Op!

Luces de pandemia

2021, 30 de junio

Cuando Paco San Agustín me habló e invitó a participar en el proyecto que había lanzado junto a Carmen Valencia con el libro Un kilómetro yo estaba como “todo el mundo” -literal o casi-: seguía viviendo en el globo de un asombro largo, inacabado y todavía parece que inacabable.

El caso es que el confinamiento para mí apenas había supuesto cambio alguno en mi día a día. Ya llevaba un tiempo auto-confinado en mi estudio-ático trabajando en RUIDO, un proyecto que de alguna forma me hacía viajar virtualmente más que nunca y mucho más lejos, pero lo hacía rodeado de aire, sol y luz por todas partes y sin moverme de mi sitio. Pero para mí había algo inquietante fuera de ese “aerostato” que no terminaba de perfilar la estructura dramática de la pandemia, tan guionizada y tan lineal, con sus declaraciones y sus tempos, con sus hitos espectaculares. Había una zona transversal que vegetaba y latía igual que hacía la misma casa en la que yo vivía ese confinamiento casi feliz.

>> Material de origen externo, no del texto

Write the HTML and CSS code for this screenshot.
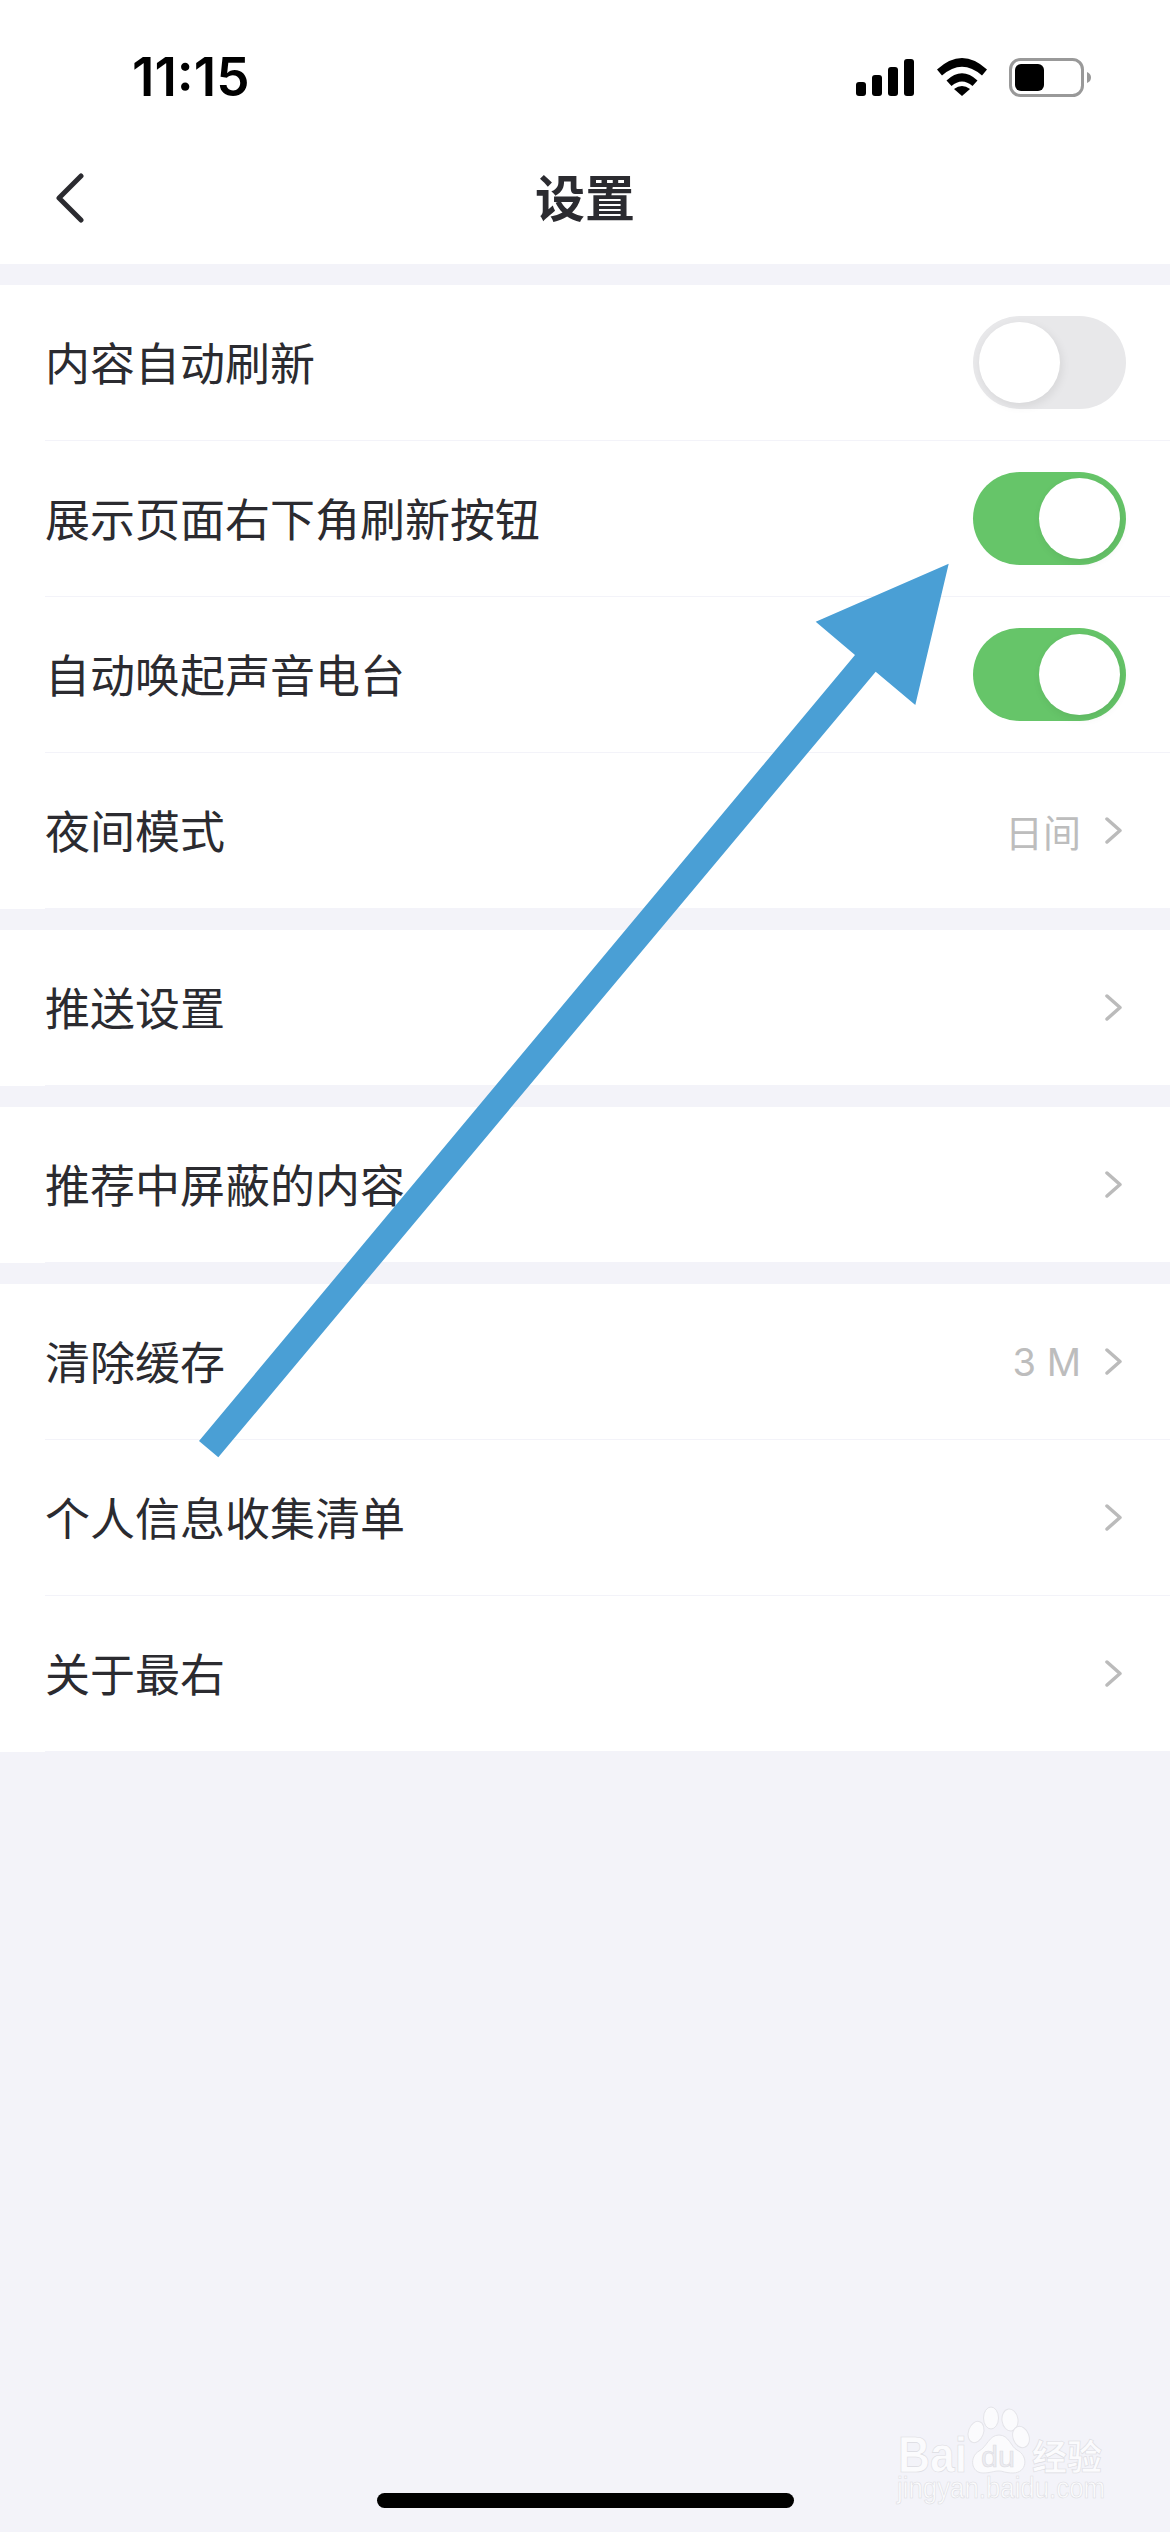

El mismo edificio en el que vivo y trabajo parecía un arquetipo de la idea penitenciaria del confinamiento. Es un edificio con una parte exterior -en la que vivo- y otra interior parecida a una corrala en la que viven y conviven muchos más hogares, desde arriba y hacia abajo o al revés, desde fuera y hacia dentro o al revés. Y ese ánimo contemplativo descendía al ritmo de un ascensor casi astral, rozando las crujías del interior de un edificio que parecía un petrolero abandonado. Y del blanco de luz me iba sumergiendo entre los claroscuros de los pasillos aéreos que articulaban los pisos hasta posarme en el low-key de los bajos y los sótanos, con una luz y un aire que quedaban muy muy lejos. Había niños, muy pocos, que salían a corretear por los pasillos durante una hora, y había sobre todo mucho silencio. Así, de repente, el mundo -las ciudades- había terminado en un corredor de la muerte.

A la vez esos mundos encerrados de los bajos y los sótanos me parece que se fueron convirtiendo en paraísos artificiales, por lo menos así los imaginaba yo, y en algunos casos los espacios cerrados se reconvirtieron en plataformas de imaginación que lanzaban morteros de eseoeses que terminaban siendo pirotecnia y color, aunque todo eso dependerá del recuerdo.

En 1KM quise reflejar algo o mucho de eso y lo hago desde una óptica que se concierta con el libro en su cercanía y su distancia, desde la templanza y lo furtivo del fotógrafo, la perspectiva contemplativa del poema breve hasta el baile de esos amables monstruos interiores que puede reflejar el espejo de una habitación en penumbra, y de la que solo que puede salir durante una hora y a un kilómetro de distancia máxima. Así es: no es la ventana, es el espejo.